Now to the complex bits: The Entity Framework has a small set of supported CLR types, which basically only include the primitive ones, like ints, strings and byte-arrays. It also provides some level of complex-types, which follow the same rules. But what if you have a complex entity property such as a DOM representation of a document, which you would like to have serialized to XML in the database. As far as i know, NHibernate provides a feature called IUserType, which allows you to define such a mapping for you. In Entity Framework this gets much more complicated, but it's still in pretty in it's own way. The conceptual model allows you to include assembly-internal complex-types (as long as you tell the ObjectContext about it (ObjectContext.CreateProxyTypes(Type[])). So you can create a wrapper for your original type, that is only known to the Entity Framework like so:

 class Document : IXmlSerializable { }
 class Article
 {
     public virtual Document Content { get; set; }
 }
 internal class EntityFrameworkDocument : Document
 {
     public string Xml
     {
         get
         {
              // Use XmlSerializer to generate the XML-string for this instance.
         }
         set
         {
              // Use XmlSerializer to read the XML-string for this instance.
         }
     }
 }

Altough the EF can now return those serialized documents from the storage, writing them to it, requires you to intercept the storing of an Article and replace a simple Document with the EntityFrameworkDocument one, to ensure that EF can serialize it. I'm sure other ORMs does that pretty easily and it get's worse. Currently there is no way, to do the same with System.Uri class (which is immutable, but would otherwise work) or an Enum. Apart from those restrictions you can fit the EF to most of your needs. But you will spend a lot time on it (like I did).
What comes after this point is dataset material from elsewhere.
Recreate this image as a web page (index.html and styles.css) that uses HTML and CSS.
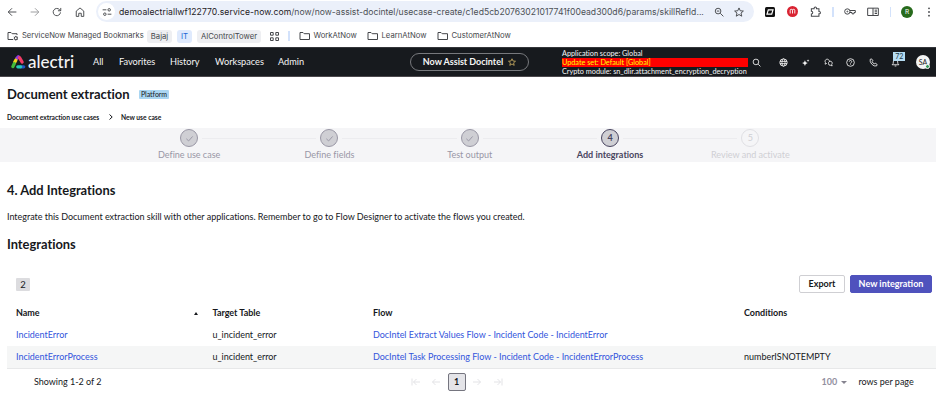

Since my experience with other ORMs is limited, I would summarize:

  • Entity Framework is in the GAC, even in the Client Profile
  • Entity Framework can be customized to represent even complex entity types (Including some self-referencing many-to-many for example, or the the XML serialization above)
  • It can be "abstracted" away, so you can stick to IRepository etc.
  • IQueryable implementation (altough it's not that complete as DataObjects.Net)
  • It only requires System.Data and System.Data.Entity, you can even include multiple storage schemas for other providers which would normally require a reference, but if you stick to DbConnection you can just do this:

    ICatalog Create(DbConnection connection, string storageSchemaPath) ICatalog CreateMySql(DbConnection mySqlConnection) { return Create(connection, "res://Assembly/Path.To.Embedded.MySql.Storage.ssdl"); }

Edit I recently found out, that if your entities and your "catalog" implementation are in the same assembly, you can use internal properties for an XML serialization process. So instead of deriving an internal EntityFrameworkDocument from Document you could add an internal Property called Xml to the Document class itself. This still only applies if you have full control over your entities, but it removes the need to intercept any changes to the catalog, to make sure that your derived class is used. The CSDL looks the same, EF just allows the mapped property to be internal. I still have to ensure that this would work in Medium-Trust environments.